24. The fluid communication-interference body as claimed in claim 1;

wherein the thermal expansion coefficient of the core material is greater than the thermal expansion coefficient of the shell material.

25.-35. (canceled)

36. The fluid communication-interference body as claimed in claim 3;

wherein the shell has a minimum thickness of at least about 0.5 millimetres.

37. The fluid communication-interference body as claimed in claim 3;

wherein the shell has a minimum thickness of less than about 2 millimetres

38. The fluid communication-interference body as claimed in claim 3, and further characterized by a diameter of between about one (1) and about five (5) inches.

39. The fluid communication-interference body as claimed in claim 3;

wherein the shell includes an interior surface, and the entirety, or the substantial entirety of the surface is disposed in contact engagement with the inner core.

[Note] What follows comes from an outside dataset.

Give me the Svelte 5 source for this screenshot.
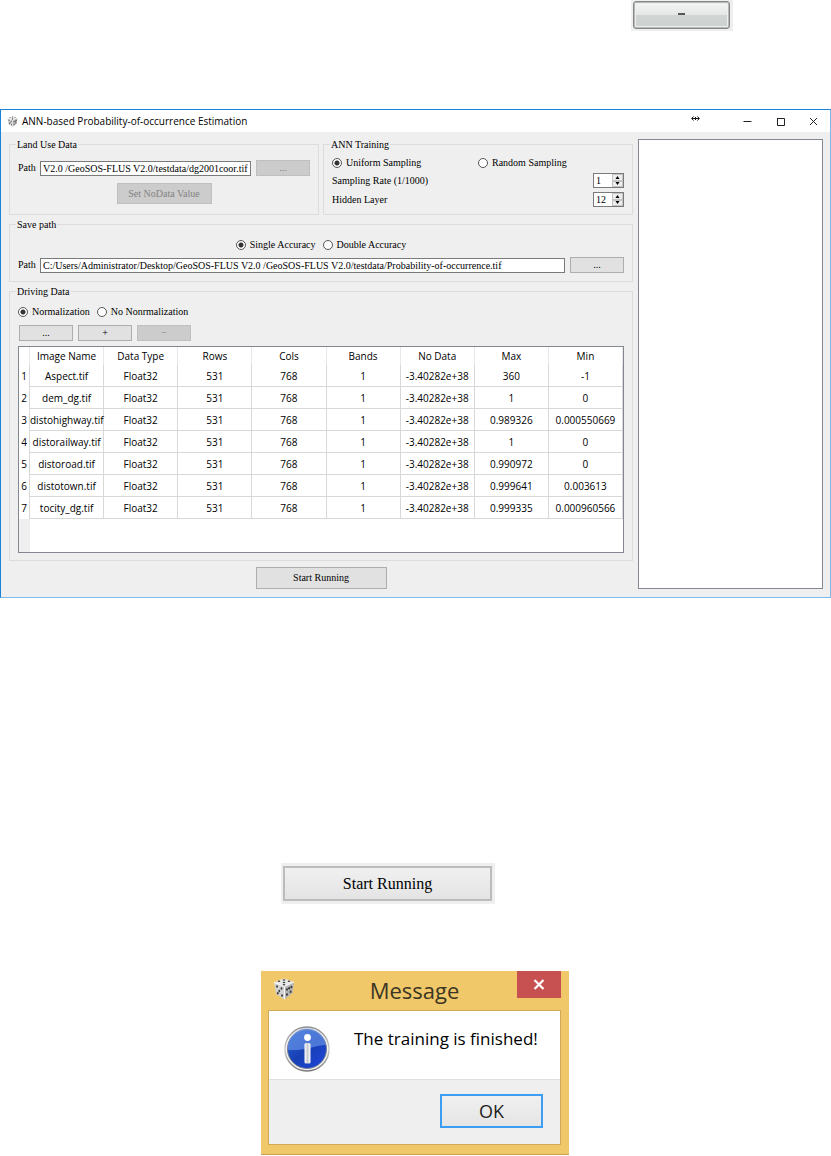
<script>
	let landUsePath = $state('V2.0 /GeoSOS-FLUS V2.0/testdata/dg2001coor.tif');
	let savePath = $state(
		'C:/Users/Administrator/Desktop/GeoSOS-FLUS V2.0 /GeoSOS-FLUS V2.0/testdata/Probability-of-occurrence.tif'
	);
	let sampling = $state('uniform');
	let accuracy = $state('single');
	let normalization = $state('yes');
	let samplingRate = $state(1);
	let hiddenLayer = $state(12);

	const columns = ['Image Name', 'Data Type', 'Rows', 'Cols', 'Bands', 'No Data', 'Max', 'Min'];

	const noData = '-3.40282e+38';
	const images = [
		['Aspect.tif', 'Float32', 531, 768, 1, noData, '360', '-1'],
		['dem_dg.tif', 'Float32', 531, 768, 1, noData, '1', '0'],
		['distohighway.tif', 'Float32', 531, 768, 1, noData, '0.989326', '0.000550669'],
		['distorailway.tif', 'Float32', 531, 768, 1, noData, '1', '0'],
		['distoroad.tif', 'Float32', 531, 768, 1, noData, '0.990972', '0'],
		['distotown.tif', 'Float32', 531, 768, 1, noData, '0.999641', '0.003613'],
		['tocity_dg.tif', 'Float32', 531, 768, 1, noData, '0.999335', '0.000960566']
	];
</script>

{#snippet dice(size)}
	<svg class="dice" width={size} height={size} viewBox="0 0 22 22" aria-hidden="true">
		<path d="M11 0.5 L21 4 L11.5 8.5 L1 4.5 Z" fill="#e9e9e9" />
		<path d="M1 4.5 L11.5 8.5 L11.5 21.5 L3 16 Z" fill="#d2d2d2" />
		<path d="M21 4 L11.5 8.5 L11.5 21.5 L19.5 15 Z" fill="#b4b4b4" />
		<path d="M1 4.5 L11.5 8.5 L21 4 M11.5 8.5 V21.5" fill="none" stroke="#f8f8f8" />
		<g fill="#3c3c3c">
			<ellipse cx="11" cy="2" rx="1.3" ry="0.8" />
			<ellipse cx="6" cy="3.3" rx="1.3" ry="0.8" />
			<ellipse cx="16" cy="3.3" rx="1.3" ry="0.8" />
			<ellipse cx="11" cy="4.5" rx="1.3" ry="0.8" />
			<ellipse cx="11" cy="6.8" rx="1.3" ry="0.8" />
			<ellipse cx="4" cy="8.5" rx="0.9" ry="1.3" />
			<ellipse cx="8.5" cy="10.5" rx="0.9" ry="1.3" />
			<ellipse cx="6.3" cy="13" rx="0.9" ry="1.3" />
			<ellipse cx="4.8" cy="15.3" rx="0.9" ry="1.3" />
			<ellipse cx="9" cy="17.5" rx="0.9" ry="1.3" />
			<ellipse cx="14" cy="11.5" rx="1" ry="1.2" />
			<ellipse cx="16.2" cy="10.3" rx="1" ry="1.2" />
			<ellipse cx="18.4" cy="9" rx="1" ry="1.2" />
			<ellipse cx="14" cy="16.5" rx="1" ry="1.2" />
			<ellipse cx="17.6" cy="13.8" rx="1" ry="1.2" />
		</g>
	</svg>
{/snippet}

{#snippet arrows(up, down)}
	<span class="arrows">
		<button type="button" aria-label="Increase" onclick={up}>
			<svg width="5" height="3" viewBox="0 0 5 3"><path d="M2.5 0 L4.5 3 H0.5 Z" /></svg>
		</button>
		<button type="button" aria-label="Decrease" onclick={down}>
			<svg width="5" height="3" viewBox="0 0 5 3"><path d="M2.5 3 L4.5 0 H0.5 Z" /></svg>
		</button>
	</span>
{/snippet}

<main>
	<div class="remove-panel">
		<button class="glossy" type="button" aria-label="Remove"><span></span></button>
	</div>

	<section class="window">
		<header class="titlebar">
			{@render dice(11)}
			<h1>ANN-based Probability-of-occurrence Estimation</h1>
			<svg class="resize" width="9" height="7" viewBox="0 0 9 7" aria-hidden="true">
				<path d="M1 3.5 H8 M2.5 1.5 L0.7 3.5 L2.5 5.5 M6.5 1.5 L8.3 3.5 L6.5 5.5" fill="none" stroke="#111" />
				<path d="M4.5 2 V5" stroke="#111" />
			</svg>
			<button type="button" aria-label="Minimize">
				<svg width="9" height="9" viewBox="0 0 9 9"><path d="M0.5 4.5 H8.5" /></svg>
			</button>
			<button type="button" aria-label="Maximize">
				<svg width="9" height="9" viewBox="0 0 9 9"><path d="M1 1.5 H8.5 V8.5 H1.5 V1" /></svg>
			</button>
			<button type="button" aria-label="Close">
				<svg width="9" height="9" viewBox="0 0 9 9"><path d="M1 1 L8 8 M8 1 L1 8" /></svg>
			</button>
		</header>

		<div class="body">
			<div class="form">
				<div class="pair">
					<fieldset class="land">
						<legend>Land Use Data</legend>
						<div class="path-row">
							<label for="land-path">Path</label>
							<input id="land-path" class="text" type="text" bind:value={landUsePath} />
							<button class="btn" type="button" disabled>...</button>
						</div>
						<button class="btn nodata" type="button" disabled>Set NoData Value</button>
					</fieldset>

					<fieldset class="training">
						<legend>ANN Training</legend>
						<div class="halves">
							<label><input type="radio" value="uniform" bind:group={sampling} />Uniform Sampling</label>
							<label><input type="radio" value="random" bind:group={sampling} />Random Sampling</label>
						</div>
						<div class="spin-row">
							<label for="rate">Sampling Rate (1/1000)</label>
							<span class="spin">
								<input id="rate" type="text" bind:value={samplingRate} />
								{@render arrows(() => samplingRate++, () => samplingRate--)}
							</span>
						</div>
						<div class="spin-row">
							<label for="hidden">Hidden Layer</label>
							<span class="spin">
								<input id="hidden" type="text" bind:value={hiddenLayer} />
								{@render arrows(() => hiddenLayer++, () => hiddenLayer--)}
							</span>
						</div>
					</fieldset>
				</div>

				<fieldset class="save">
					<legend>Save path</legend>
					<div class="radios center">
						<label><input type="radio" value="single" bind:group={accuracy} />Single Accuracy</label>
						<label><input type="radio" value="double" bind:group={accuracy} />Double Accuracy</label>
					</div>
					<div class="path-row">
						<label for="save-path">Path</label>
						<input id="save-path" class="text" type="text" bind:value={savePath} />
						<button class="btn" type="button">...</button>
					</div>
				</fieldset>

				<fieldset class="driving">
					<legend>Driving Data</legend>
					<div class="radios">
						<label><input type="radio" value="yes" bind:group={normalization} />Normalization</label>
						<label><input type="radio" value="no" bind:group={normalization} />No Nonrmalization</label>
					</div>
					<div class="tools">
						<button class="btn" type="button">...</button>
						<button class="btn" type="button">+</button>
						<button class="btn" type="button" disabled>−</button>
					</div>
					<div class="grid">
						<table>
							<thead>
								<tr>
									<th class="num"></th>
									{#each columns as column}
										<th>{column}</th>
									{/each}
								</tr>
							</thead>
							<tbody>
								{#each images as image, i}
									<tr>
										<th class="num">{i + 1}</th>
										{#each image as value}
											<td>{value}</td>
										{/each}
									</tr>
								{/each}
							</tbody>
						</table>
						<div class="gutter"></div>
					</div>
				</fieldset>

				<button class="btn start" type="button">Start Running</button>
			</div>

			<textarea class="log" aria-label="Log" readonly></textarea>
		</div>
	</section>

	<div class="start-panel">
		<button type="button">Start Running</button>
	</div>

	<section class="message" role="dialog" aria-labelledby="message-title">
		<header>
			{@render dice(22)}
			<h2 id="message-title">Message</h2>
			<button type="button" aria-label="Close">
				<svg width="12" height="11" viewBox="0 0 12 11">
					<path d="M1.5 1 L10.5 10 M10.5 1 L1.5 10" fill="none" stroke="#fff" stroke-width="2.2" />
				</svg>
			</button>
		</header>
		<div class="message-box">
			<div class="content">
				<svg width="46" height="46" viewBox="0 0 46 46" aria-hidden="true">
					<defs>
						<linearGradient id="ring" x1="0" y1="0" x2="0" y2="1">
							<stop offset="0" stop-color="#8d8d8d" />
							<stop offset="0.5" stop-color="#cfcfcf" />
							<stop offset="1" stop-color="#777" />
						</linearGradient>
						<linearGradient id="blue" x1="0" y1="0" x2="1" y2="1">
							<stop offset="0" stop-color="#2a5fd0" />
							<stop offset="0.5" stop-color="#1740b4" />
							<stop offset="1" stop-color="#2146dc" />
						</linearGradient>
						<linearGradient id="stem" x1="0" y1="0" x2="1" y2="0">
							<stop offset="0" stop-color="#fff" />
							<stop offset="0.5" stop-color="#c9cbd2" />
							<stop offset="1" stop-color="#fff" />
						</linearGradient>
					</defs>
					<circle cx="23" cy="23" r="22" fill="#f4f4f4" stroke="url(#ring)" stroke-width="1.5" />
					<circle cx="23" cy="23" r="19.5" fill="url(#blue)" stroke="#777d90" />
					<path d="M4 24 A19 19 0 0 1 42 19 C32 19 23 25 4 24 Z" fill="#6f9cec" opacity="0.6" />
					<circle cx="23.5" cy="11.5" r="3.4" fill="#fff" />
					<rect x="20.5" y="17" width="6" height="20.5" rx="1.5" fill="url(#stem)" />
				</svg>
				<p>The training is finished!</p>
			</div>
			<div class="actions">
				<button type="button">OK</button>
			</div>
		</div>
	</section>
</main>

<style>
	:global(body) {
		margin: 0;
		background: #fff;
	}

	main {
		--serif: 'Liberation Serif', 'Times New Roman', serif;
		--sans: 'Open Sans', 'Noto Sans', sans-serif;
		--panel: #efefef;
		display: flow-root;
		color: #000;
		font: 10px/12px var(--serif);
	}

	button,
	input,
	textarea {
		box-sizing: border-box;
		margin: 0;
		padding: 0;
		color: inherit;
		font: inherit;
	}

	svg {
		display: block;
		flex: none;
	}

	.remove-panel {
		width: 102px;
		height: 31px;
		box-sizing: border-box;
		margin: 0 98px 78px auto;
		padding: 1px 2px;
		background: var(--panel);
	}

	.glossy {
		display: flex;
		align-items: center;
		justify-content: center;
		width: 97px;
		height: 28px;
		border: 1px solid #858887;
		border-radius: 3px;
		background: linear-gradient(#f3f6f5, #e4e7e6 48%, #d0d4d2 52%, #cdd1cf);
		box-shadow: inset 0 0 0 1px #b5b8b7, inset 0 0 0 2px #eef0ef;
	}

	.glossy span {
		width: 7px;
		height: 2px;
		margin-bottom: 2px;
		background: #555;
	}

	.window {
		border: 1px solid #1883d7;
		border-right-color: #7ab9eb;
		border-bottom-color: #7ab9eb;
		background: var(--panel);
	}

	.titlebar {
		display: flex;
		align-items: center;
		height: 22px;
		padding-left: 6px;
		background: #fff;
	}

	.titlebar h1 {
		flex: 1;
		margin: 0 0 0 4px;
		font: 10px/14px var(--sans);
	}

	.titlebar .resize {
		margin: 0 31px 6px 0;
	}

	.titlebar button {
		display: flex;
		justify-content: center;
		width: 33px;
		border: 0;
		background: none;
	}

	.titlebar button path {
		fill: none;
		stroke: #222;
	}

	.body {
		display: grid;
		grid-template-columns: 1fr 185px;
		gap: 5px;
		padding: 7px 7px 8px 8px;
	}

	.pair {
		display: grid;
		grid-template-columns: 1fr 1fr;
		gap: 4px;
		margin-bottom: 4px;
	}

	fieldset {
		min-width: 0;
		margin: 0;
		padding: 0 8px;
		border: 1px solid #dcdcdc;
	}

	legend {
		margin-left: -2px;
		padding: 0 1px;
		line-height: 11px;
	}

	.land {
		padding-top: 10px;
		padding-bottom: 10px;
	}

	.path-row {
		display: flex;
		gap: 5px;
		align-items: center;
	}

	.path-row label {
		width: 17px;
	}

	.text {
		flex: 1;
		min-width: 0;
		height: 15px;
		padding: 0 2px;
		border: 1px solid #7a7a7a;
		background: #fff;
	}

	.btn {
		width: 54px;
		height: 16px;
		border: 1px solid #adadad;
		background: #e1e1e1;
		line-height: 12px;
	}

	.btn:disabled {
		border-color: #bfbfbf;
		background: #ccc;
		color: #838383;
	}

	.nodata {
		display: block;
		width: 95px;
		height: 21px;
		margin: 7px auto 0;
	}

	.training {
		padding-top: 7px;
	}

	.halves {
		display: grid;
		grid-template-columns: 1fr 1fr;
		margin-bottom: 4px;
	}

	.halves label,
	.radios label {
		display: flex;
		align-items: center;
		gap: 4px;
	}

	input[type='radio'] {
		appearance: none;
		width: 10px;
		height: 10px;
		border: 1px solid #555;
		border-radius: 50%;
		background: #fff;
	}

	input[type='radio']:checked {
		background: radial-gradient(circle, #333 0 2px, #fff 3px);
	}

	.spin-row {
		display: flex;
		align-items: center;
		justify-content: space-between;
		margin-bottom: 4px;
	}

	.spin {
		display: flex;
		box-sizing: border-box;
		width: 31px;
		height: 15px;
		border: 1px solid #7a7a7a;
		background: #fff;
	}

	.spin input {
		flex: 1;
		min-width: 0;
		padding-left: 2px;
		border: 0;
		background: none;
	}

	.arrows {
		display: flex;
		flex-direction: column;
		width: 11px;
	}

	.arrows button {
		display: flex;
		flex: 1;
		align-items: center;
		justify-content: center;
		border: 1px solid #c4c4c4;
		background: #eee;
	}

	.save {
		margin-bottom: 4px;
		padding-top: 9px;
		padding-bottom: 8px;
	}

	.radios {
		display: flex;
		gap: 7px;
	}

	.center {
		justify-content: center;
		margin-bottom: 6px;
	}

	.driving {
		padding-top: 9px;
		padding-bottom: 7px;
	}

	.tools {
		display: flex;
		gap: 5px;
		margin: 7px 0 5px 1px;
	}

	.grid {
		border: 1px solid #828790;
		background: #fff;
		font: 10px/14px var(--sans);
	}

	table {
		width: 100%;
		border-collapse: separate;
		border-spacing: 0;
		table-layout: fixed;
	}

	th,
	td {
		box-sizing: border-box;
		height: 22px;
		padding: 0;
		border-right: 1px solid #d8d8d8;
		border-bottom: 1px solid #d8d8d8;
		font-weight: 400;
		text-align: center;
		white-space: nowrap;
	}

	thead th {
		height: 18px;
		border-right-color: #e8e8e8;
		border-bottom: 0;
	}

	.num {
		width: 11px;
		border-bottom: 0;
	}

	.gutter {
		width: 11px;
		height: 33px;
		background: var(--panel);
	}

	.start {
		display: block;
		width: 131px;
		height: 22px;
		margin: 6px auto 0;
	}

	.log {
		width: 100%;
		height: 100%;
		border: 1px solid #828790;
		background: #fff;
		resize: none;
	}

	.start-panel {
		box-sizing: border-box;
		width: 214px;
		height: 41px;
		margin: 265px 0 67px 281px;
		padding: 3px 2px;
		background: var(--panel);
	}

	.start-panel button {
		width: 209px;
		height: 35px;
		border: 2px solid #bcbcbc;
		background: linear-gradient(#f0f0f0, #e4e4e4);
		font-size: 16px;
	}

	.message {
		box-sizing: border-box;
		width: 308px;
		margin-left: 261px;
		padding: 0 8px 9px 7px;
		border-bottom: 1px solid #c9a14d;
		background: #f0c869;
		color: #222;
		font-family: var(--sans);
	}

	.message header {
		display: flex;
		align-items: flex-start;
		height: 39px;
	}

	.message .dice {
		margin: 7px 0 0 5px;
	}

	.message h2 {
		flex: 1;
		margin: 4px 0 0 17px;
		color: #3b3524;
		font-weight: 400;
		font-size: 22px;
		line-height: 30px;
		text-align: center;
	}

	.message header button {
		display: flex;
		align-items: center;
		justify-content: center;
		width: 44px;
		height: 27px;
		border: 0;
		background: #c75050;
	}

	.message-box {
		border: 1px solid #cfab58;
		background: var(--panel);
	}

	.content {
		display: flex;
		gap: 24px;
		height: 69px;
		box-sizing: border-box;
		padding: 15px;
		border-bottom: 1px solid #dfdfdf;
		background: #fff;
	}

	.content p {
		margin: 0;
		color: #000;
		font-size: 17px;
		line-height: 26px;
		white-space: nowrap;
	}

	.actions {
		display: flex;
		justify-content: flex-end;
		padding: 14px 17px 16px;
	}

	.actions button {
		width: 103px;
		height: 34px;
		border: 2px solid #3d9df5;
		background: linear-gradient(#f0f0f0, #e5e5e5);
		font-size: 18px;
	}
</style>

40. The fluid communication-interference body as claimed in claim 3;

wherein the thermal expansion coefficient of the core material is greater than the thermal expansion coefficient of the shell material.

41. The fluid communication-interference body as claimed in claim 12;

wherein the shell has a minimum thickness of at least about 0.5 millimetres.

42. The fluid communication-interference body as claimed in claim 12;

wherein the shell has a minimum thickness of less than about 2 millimetres

43. The fluid communication-interference body as claimed in claim 12, and further characterized by a diameter of between about one (1) and about five (5) inches.

44. The fluid communication-interference body as claimed in claim 12;

wherein the shell includes an interior surface, and the entirety, or the substantial entirety of the surface is disposed in contact engagement with the inner core.

45. The fluid communication-interference body as claimed in claim 12;

wherein the thermal expansion coefficient of the core material is greater than the thermal expansion coefficient of the shell material.